== SOURCE EXCERPT
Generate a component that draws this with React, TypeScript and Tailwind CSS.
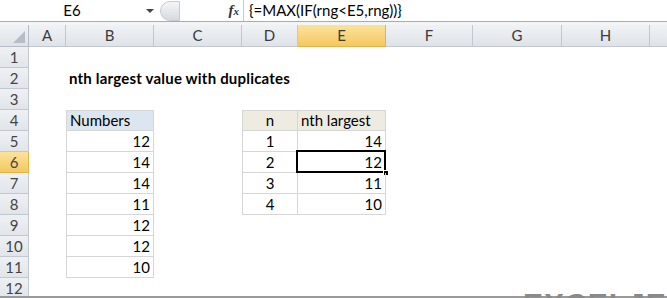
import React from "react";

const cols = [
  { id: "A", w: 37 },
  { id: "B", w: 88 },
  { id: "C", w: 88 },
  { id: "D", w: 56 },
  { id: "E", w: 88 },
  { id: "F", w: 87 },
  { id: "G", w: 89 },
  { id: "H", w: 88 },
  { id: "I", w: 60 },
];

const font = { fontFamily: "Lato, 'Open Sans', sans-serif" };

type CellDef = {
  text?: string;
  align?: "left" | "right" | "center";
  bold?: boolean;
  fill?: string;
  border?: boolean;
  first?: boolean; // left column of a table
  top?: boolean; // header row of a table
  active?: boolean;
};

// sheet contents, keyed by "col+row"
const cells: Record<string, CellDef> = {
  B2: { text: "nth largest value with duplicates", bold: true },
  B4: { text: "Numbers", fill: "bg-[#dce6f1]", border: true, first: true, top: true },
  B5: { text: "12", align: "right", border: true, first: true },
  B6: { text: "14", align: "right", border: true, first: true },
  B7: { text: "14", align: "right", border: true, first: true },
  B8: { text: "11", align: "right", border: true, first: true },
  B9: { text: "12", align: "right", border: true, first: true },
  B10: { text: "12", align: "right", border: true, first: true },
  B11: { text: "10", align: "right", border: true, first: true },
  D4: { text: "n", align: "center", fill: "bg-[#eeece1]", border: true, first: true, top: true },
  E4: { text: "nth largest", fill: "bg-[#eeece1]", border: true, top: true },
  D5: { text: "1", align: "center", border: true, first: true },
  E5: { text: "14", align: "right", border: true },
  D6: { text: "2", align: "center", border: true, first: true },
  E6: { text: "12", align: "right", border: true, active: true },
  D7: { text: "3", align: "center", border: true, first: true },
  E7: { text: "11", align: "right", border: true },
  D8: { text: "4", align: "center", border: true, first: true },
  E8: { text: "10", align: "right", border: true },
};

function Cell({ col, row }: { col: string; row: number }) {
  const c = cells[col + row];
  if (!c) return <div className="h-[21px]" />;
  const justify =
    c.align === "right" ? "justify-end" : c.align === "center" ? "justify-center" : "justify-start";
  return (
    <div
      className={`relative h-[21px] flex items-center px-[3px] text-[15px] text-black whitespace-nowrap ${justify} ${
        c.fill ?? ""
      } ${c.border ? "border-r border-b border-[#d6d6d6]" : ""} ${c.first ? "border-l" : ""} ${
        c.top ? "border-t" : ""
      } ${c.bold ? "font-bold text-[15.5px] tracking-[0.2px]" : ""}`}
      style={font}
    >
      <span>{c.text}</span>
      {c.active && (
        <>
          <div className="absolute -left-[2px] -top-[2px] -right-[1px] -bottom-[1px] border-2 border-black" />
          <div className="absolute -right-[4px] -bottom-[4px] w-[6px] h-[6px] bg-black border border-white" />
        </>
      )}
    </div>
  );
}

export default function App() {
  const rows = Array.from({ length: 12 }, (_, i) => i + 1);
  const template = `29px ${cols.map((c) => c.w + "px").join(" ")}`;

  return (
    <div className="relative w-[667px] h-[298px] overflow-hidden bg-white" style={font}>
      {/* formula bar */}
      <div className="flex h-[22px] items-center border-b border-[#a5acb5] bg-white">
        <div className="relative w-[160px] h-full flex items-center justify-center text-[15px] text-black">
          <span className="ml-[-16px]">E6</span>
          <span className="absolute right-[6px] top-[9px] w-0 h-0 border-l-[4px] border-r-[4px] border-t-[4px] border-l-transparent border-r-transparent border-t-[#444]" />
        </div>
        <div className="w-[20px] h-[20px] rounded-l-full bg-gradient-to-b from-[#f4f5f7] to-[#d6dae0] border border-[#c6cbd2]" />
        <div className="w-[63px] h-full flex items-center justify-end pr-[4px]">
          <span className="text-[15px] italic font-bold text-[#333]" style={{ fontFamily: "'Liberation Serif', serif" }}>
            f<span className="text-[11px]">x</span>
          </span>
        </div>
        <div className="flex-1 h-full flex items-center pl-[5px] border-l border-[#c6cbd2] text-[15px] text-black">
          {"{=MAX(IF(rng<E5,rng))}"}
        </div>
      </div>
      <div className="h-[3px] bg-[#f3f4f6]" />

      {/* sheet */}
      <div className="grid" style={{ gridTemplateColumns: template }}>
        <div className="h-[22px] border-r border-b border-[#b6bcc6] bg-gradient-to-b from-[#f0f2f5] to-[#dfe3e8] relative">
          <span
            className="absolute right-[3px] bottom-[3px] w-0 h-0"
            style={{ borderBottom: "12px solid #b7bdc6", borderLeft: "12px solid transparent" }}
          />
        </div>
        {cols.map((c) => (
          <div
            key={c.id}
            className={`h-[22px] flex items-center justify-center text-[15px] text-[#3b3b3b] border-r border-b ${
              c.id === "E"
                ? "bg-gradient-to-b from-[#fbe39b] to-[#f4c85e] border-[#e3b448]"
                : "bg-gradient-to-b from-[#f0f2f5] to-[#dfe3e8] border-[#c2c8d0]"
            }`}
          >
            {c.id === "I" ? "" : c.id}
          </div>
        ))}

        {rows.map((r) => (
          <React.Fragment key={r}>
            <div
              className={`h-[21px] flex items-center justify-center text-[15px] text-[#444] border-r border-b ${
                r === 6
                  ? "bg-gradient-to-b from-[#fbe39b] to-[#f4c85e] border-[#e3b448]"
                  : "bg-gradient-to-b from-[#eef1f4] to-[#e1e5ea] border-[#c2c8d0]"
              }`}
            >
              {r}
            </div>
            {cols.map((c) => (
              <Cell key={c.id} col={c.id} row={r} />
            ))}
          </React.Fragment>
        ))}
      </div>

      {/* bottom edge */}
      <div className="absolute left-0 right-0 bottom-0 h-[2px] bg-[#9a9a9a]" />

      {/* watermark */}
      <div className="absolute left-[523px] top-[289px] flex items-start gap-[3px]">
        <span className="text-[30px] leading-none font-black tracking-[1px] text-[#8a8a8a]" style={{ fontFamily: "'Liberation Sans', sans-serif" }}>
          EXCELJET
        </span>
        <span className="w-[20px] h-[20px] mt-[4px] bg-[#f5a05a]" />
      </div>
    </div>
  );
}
====
• _SHORT PROBLEM_:
Restate the whole listing above exactly, except for its images.

• _SOLVED EXERCISE_:
Generate a component that draws this with React, TypeScript and Tailwind CSS.
import React from "react";

const cols = [
  { id: "A", w: 37 },
  { id: "B", w: 88 },
  { id: "C", w: 88 },
  { id: "D", w: 56 },
  { id: "E", w: 88 },
  { id: "F", w: 87 },
  { id: "G", w: 89 },
  { id: "H", w: 88 },
  { id: "I", w: 60 },
];

const font = { fontFamily: "Lato, 'Open Sans', sans-serif" };

type CellDef = {
  text?: string;
  align?: "left" | "right" | "center";
  bold?: boolean;
  fill?: string;
  border?: boolean;
  first?: boolean; // left column of a table
  top?: boolean; // header row of a table
  active?: boolean;
};

// sheet contents, keyed by "col+row"
const cells: Record<string, CellDef> = {
  B2: { text: "nth largest value with duplicates", bold: true },
  B4: { text: "Numbers", fill: "bg-[#dce6f1]", border: true, first: true, top: true },
  B5: { text: "12", align: "right", border: true, first: true },
  B6: { text: "14", align: "right", border: true, first: true },
  B7: { text: "14", align: "right", border: true, first: true },
  B8: { text: "11", align: "right", border: true, first: true },
  B9: { text: "12", align: "right", border: true, first: true },
  B10: { text: "12", align: "right", border: true, first: true },
  B11: { text: "10", align: "right", border: true, first: true },
  D4: { text: "n", align: "center", fill: "bg-[#eeece1]", border: true, first: true, top: true },
  E4: { text: "nth largest", fill: "bg-[#eeece1]", border: true, top: true },
  D5: { text: "1", align: "center", border: true, first: true },
  E5: { text: "14", align: "right", border: true },
  D6: { text: "2", align: "center", border: true, first: true },
  E6: { text: "12", align: "right", border: true, active: true },
  D7: { text: "3", align: "center", border: true, first: true },
  E7: { text: "11", align: "right", border: true },
  D8: { text: "4", align: "center", border: true, first: true },
  E8: { text: "10", align: "right", border: true },
};

function Cell({ col, row }: { col: string; row: number }) {
  const c = cells[col + row];
  if (!c) return <div className="h-[21px]" />;
  const justify =
    c.align === "right" ? "justify-end" : c.align === "center" ? "justify-center" : "justify-start";
  return (
    <div
      className={`relative h-[21px] flex items-center px-[3px] text-[15px] text-black whitespace-nowrap ${justify} ${
        c.fill ?? ""
      } ${c.border ? "border-r border-b border-[#d6d6d6]" : ""} ${c.first ? "border-l" : ""} ${
        c.top ? "border-t" : ""
      } ${c.bold ? "font-bold text-[15.5px] tracking-[0.2px]" : ""}`}
      style={font}
    >
      <span>{c.text}</span>
      {c.active && (
        <>
          <div className="absolute -left-[2px] -top-[2px] -right-[1px] -bottom-[1px] border-2 border-black" />
          <div className="absolute -right-[4px] -bottom-[4px] w-[6px] h-[6px] bg-black border border-white" />
        </>
      )}
    </div>
  );
}

export default function App() {
  const rows = Array.from({ length: 12 }, (_, i) => i + 1);
  const template = `29px ${cols.map((c) => c.w + "px").join(" ")}`;

  return (
    <div className="relative w-[667px] h-[298px] overflow-hidden bg-white" style={font}>
      {/* formula bar */}
      <div className="flex h-[22px] items-center border-b border-[#a5acb5] bg-white">
        <div className="relative w-[160px] h-full flex items-center justify-center text-[15px] text-black">
          <span className="ml-[-16px]">E6</span>
          <span className="absolute right-[6px] top-[9px] w-0 h-0 border-l-[4px] border-r-[4px] border-t-[4px] border-l-transparent border-r-transparent border-t-[#444]" />
        </div>
        <div className="w-[20px] h-[20px] rounded-l-full bg-gradient-to-b from-[#f4f5f7] to-[#d6dae0] border border-[#c6cbd2]" />
        <div className="w-[63px] h-full flex items-center justify-end pr-[4px]">
          <span className="text-[15px] italic font-bold text-[#333]" style={{ fontFamily: "'Liberation Serif', serif" }}>
            f<span className="text-[11px]">x</span>
          </span>
        </div>
        <div className="flex-1 h-full flex items-center pl-[5px] border-l border-[#c6cbd2] text-[15px] text-black">
          {"{=MAX(IF(rng<E5,rng))}"}
        </div>
      </div>
      <div className="h-[3px] bg-[#f3f4f6]" />

      {/* sheet */}
      <div className="grid" style={{ gridTemplateColumns: template }}>
        <div className="h-[22px] border-r border-b border-[#b6bcc6] bg-gradient-to-b from-[#f0f2f5] to-[#dfe3e8] relative">
          <span
            className="absolute right-[3px] bottom-[3px] w-0 h-0"
            style={{ borderBottom: "12px solid #b7bdc6", borderLeft: "12px solid transparent" }}
          />
        </div>
        {cols.map((c) => (
          <div
            key={c.id}
            className={`h-[22px] flex items-center justify-center text-[15px] text-[#3b3b3b] border-r border-b ${
              c.id === "E"
                ? "bg-gradient-to-b from-[#fbe39b] to-[#f4c85e] border-[#e3b448]"
                : "bg-gradient-to-b from-[#f0f2f5] to-[#dfe3e8] border-[#c2c8d0]"
            }`}
          >
            {c.id === "I" ? "" : c.id}
          </div>
        ))}

        {rows.map((r) => (
          <React.Fragment key={r}>
            <div
              className={`h-[21px] flex items-center justify-center text-[15px] text-[#444] border-r border-b ${
                r === 6
                  ? "bg-gradient-to-b from-[#fbe39b] to-[#f4c85e] border-[#e3b448]"
                  : "bg-gradient-to-b from-[#eef1f4] to-[#e1e5ea] border-[#c2c8d0]"
              }`}
            >
              {r}
            </div>
            {cols.map((c) => (
              <Cell key={c.id} col={c.id} row={r} />
            ))}
          </React.Fragment>
        ))}
      </div>

      {/* bottom edge */}
      <div className="absolute left-0 right-0 bottom-0 h-[2px] bg-[#9a9a9a]" />

      {/* watermark */}
      <div className="absolute left-[523px] top-[289px] flex items-start gap-[3px]">
        <span className="text-[30px] leading-none font-black tracking-[1px] text-[#8a8a8a]" style={{ fontFamily: "'Liberation Sans', sans-serif" }}>
          EXCELJET
        </span>
        <span className="w-[20px] h-[20px] mt-[4px] bg-[#f5a05a]" />
      </div>
    </div>
  );
}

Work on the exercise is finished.